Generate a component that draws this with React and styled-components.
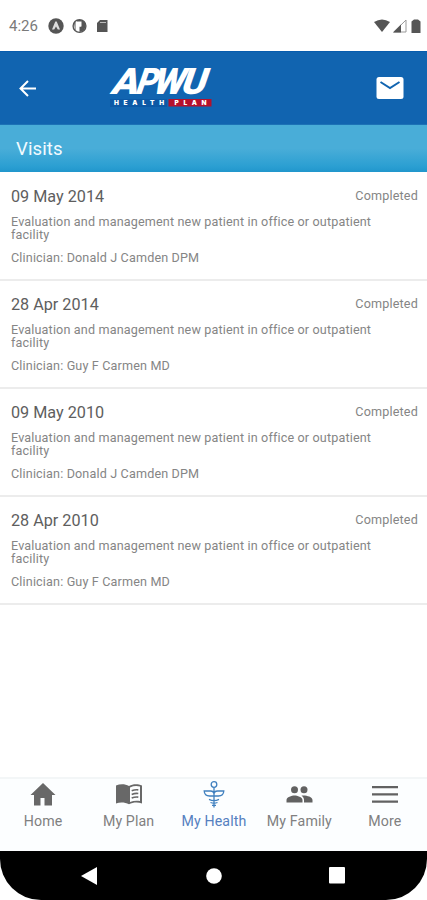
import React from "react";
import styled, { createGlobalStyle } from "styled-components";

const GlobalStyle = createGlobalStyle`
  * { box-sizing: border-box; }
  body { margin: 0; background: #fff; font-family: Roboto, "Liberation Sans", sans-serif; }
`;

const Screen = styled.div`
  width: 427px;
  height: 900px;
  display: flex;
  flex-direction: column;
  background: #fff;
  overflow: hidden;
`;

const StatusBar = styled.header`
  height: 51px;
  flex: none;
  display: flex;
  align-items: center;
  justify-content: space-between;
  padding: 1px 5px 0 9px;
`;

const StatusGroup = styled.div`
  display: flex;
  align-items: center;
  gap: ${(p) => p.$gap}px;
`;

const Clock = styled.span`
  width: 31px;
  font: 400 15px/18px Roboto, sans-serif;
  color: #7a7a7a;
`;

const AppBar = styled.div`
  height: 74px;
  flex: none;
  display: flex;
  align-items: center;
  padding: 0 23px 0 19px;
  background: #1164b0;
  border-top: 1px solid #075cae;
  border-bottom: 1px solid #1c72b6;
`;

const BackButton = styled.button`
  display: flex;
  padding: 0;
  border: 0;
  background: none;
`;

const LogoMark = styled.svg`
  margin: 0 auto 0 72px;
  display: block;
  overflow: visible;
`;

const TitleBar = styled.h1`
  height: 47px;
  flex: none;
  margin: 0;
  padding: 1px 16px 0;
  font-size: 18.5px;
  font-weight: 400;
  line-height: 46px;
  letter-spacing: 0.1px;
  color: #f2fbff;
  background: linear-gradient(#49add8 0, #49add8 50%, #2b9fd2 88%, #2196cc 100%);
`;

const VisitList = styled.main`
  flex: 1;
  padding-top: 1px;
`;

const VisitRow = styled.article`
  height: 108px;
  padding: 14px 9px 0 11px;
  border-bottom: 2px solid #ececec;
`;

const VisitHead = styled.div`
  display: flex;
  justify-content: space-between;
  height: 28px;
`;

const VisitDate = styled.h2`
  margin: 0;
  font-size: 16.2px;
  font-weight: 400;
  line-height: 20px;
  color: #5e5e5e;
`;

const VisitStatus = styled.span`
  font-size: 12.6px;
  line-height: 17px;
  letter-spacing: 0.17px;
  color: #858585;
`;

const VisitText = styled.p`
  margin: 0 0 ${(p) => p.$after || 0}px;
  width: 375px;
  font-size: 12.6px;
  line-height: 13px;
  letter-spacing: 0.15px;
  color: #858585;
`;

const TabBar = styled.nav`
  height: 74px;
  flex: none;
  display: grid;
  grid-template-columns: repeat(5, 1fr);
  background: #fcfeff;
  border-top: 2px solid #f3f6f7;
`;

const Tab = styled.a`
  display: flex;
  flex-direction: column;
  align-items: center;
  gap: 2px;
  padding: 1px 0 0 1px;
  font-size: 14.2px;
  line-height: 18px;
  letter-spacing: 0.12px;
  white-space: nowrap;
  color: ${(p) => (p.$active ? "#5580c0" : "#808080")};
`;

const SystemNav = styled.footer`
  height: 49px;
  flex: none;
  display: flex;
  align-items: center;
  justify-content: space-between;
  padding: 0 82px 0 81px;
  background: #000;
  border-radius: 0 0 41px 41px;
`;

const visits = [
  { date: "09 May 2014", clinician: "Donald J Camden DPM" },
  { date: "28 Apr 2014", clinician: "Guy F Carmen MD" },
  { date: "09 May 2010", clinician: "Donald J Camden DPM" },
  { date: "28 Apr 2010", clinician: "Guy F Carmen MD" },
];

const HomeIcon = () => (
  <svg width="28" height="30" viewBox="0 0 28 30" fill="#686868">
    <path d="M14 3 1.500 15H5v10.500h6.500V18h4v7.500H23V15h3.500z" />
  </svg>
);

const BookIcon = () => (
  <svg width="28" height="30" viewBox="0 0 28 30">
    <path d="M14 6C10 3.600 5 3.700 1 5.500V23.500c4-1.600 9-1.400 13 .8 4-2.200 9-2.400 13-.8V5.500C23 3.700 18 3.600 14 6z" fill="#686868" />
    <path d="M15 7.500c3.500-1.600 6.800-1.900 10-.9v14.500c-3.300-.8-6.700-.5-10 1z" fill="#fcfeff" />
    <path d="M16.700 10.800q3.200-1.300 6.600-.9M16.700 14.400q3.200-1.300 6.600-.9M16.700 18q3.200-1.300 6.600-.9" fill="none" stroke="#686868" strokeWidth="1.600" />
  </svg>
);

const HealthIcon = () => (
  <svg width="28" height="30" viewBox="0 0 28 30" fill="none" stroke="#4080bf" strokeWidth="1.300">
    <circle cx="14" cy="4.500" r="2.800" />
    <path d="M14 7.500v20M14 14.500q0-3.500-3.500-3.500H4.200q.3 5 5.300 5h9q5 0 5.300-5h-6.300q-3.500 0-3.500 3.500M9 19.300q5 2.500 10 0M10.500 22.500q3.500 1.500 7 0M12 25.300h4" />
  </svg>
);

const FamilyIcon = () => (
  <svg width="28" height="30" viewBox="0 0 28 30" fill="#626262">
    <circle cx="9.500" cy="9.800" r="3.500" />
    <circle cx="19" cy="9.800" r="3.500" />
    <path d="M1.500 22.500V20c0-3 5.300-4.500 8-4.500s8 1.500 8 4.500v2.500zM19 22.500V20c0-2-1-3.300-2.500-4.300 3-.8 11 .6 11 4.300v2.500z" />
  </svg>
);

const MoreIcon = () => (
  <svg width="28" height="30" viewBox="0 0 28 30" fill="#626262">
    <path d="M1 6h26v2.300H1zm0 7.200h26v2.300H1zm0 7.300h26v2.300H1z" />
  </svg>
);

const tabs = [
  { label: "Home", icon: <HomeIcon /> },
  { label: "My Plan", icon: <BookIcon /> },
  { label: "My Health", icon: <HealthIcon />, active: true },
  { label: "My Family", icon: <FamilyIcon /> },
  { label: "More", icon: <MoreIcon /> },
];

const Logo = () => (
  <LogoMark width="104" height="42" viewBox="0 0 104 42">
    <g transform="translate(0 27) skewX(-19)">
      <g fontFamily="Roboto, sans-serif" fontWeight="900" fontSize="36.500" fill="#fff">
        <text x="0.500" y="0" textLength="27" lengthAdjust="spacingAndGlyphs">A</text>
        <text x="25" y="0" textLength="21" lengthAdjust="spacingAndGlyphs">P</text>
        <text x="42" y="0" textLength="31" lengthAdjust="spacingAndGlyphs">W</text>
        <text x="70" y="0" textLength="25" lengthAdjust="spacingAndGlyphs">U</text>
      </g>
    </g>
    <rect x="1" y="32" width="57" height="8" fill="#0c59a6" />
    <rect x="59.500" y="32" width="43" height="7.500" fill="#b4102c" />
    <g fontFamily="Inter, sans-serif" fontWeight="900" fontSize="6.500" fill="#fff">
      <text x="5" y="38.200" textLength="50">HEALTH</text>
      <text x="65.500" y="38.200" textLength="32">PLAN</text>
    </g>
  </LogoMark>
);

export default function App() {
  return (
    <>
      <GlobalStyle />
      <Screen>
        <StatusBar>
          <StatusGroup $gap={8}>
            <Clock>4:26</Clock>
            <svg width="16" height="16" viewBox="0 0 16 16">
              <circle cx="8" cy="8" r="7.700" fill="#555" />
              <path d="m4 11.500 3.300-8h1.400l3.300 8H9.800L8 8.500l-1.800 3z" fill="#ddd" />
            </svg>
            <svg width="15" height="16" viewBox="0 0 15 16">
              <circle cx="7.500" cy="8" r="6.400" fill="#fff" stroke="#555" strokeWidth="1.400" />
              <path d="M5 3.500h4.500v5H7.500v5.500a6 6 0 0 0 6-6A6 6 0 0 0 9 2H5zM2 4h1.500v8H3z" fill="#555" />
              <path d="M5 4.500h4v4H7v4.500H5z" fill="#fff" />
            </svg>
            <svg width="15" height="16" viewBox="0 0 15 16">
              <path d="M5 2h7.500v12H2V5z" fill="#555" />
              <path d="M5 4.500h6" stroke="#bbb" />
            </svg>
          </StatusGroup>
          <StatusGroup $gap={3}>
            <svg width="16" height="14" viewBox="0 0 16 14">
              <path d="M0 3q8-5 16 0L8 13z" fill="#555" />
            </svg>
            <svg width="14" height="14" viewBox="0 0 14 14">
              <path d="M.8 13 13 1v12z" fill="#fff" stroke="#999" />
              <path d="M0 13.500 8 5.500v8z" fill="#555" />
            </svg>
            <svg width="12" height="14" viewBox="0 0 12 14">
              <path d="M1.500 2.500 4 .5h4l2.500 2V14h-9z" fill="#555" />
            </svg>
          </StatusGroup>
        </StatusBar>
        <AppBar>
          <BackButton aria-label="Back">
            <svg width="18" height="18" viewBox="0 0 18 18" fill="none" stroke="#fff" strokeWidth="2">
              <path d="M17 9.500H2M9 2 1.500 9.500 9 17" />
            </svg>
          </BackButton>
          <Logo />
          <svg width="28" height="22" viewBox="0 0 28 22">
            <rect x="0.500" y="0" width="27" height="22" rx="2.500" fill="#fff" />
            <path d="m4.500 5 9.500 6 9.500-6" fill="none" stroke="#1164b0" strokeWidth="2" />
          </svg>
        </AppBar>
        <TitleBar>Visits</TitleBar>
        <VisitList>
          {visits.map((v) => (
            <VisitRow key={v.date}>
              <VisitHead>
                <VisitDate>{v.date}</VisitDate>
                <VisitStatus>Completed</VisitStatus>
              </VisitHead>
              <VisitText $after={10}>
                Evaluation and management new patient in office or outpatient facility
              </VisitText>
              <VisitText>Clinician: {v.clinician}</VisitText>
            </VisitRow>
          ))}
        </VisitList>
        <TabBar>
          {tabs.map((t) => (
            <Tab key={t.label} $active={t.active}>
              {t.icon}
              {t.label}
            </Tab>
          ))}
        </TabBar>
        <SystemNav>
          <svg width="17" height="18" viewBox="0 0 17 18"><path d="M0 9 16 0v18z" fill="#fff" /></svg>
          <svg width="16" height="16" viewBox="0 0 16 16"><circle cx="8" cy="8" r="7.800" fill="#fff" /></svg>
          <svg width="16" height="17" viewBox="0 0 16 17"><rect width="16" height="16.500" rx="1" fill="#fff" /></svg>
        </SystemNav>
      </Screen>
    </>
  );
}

********************

:: Given exercise ::
Count the lines that include the word "React" and state the result as a bare number.

:: Solution for this task ::
2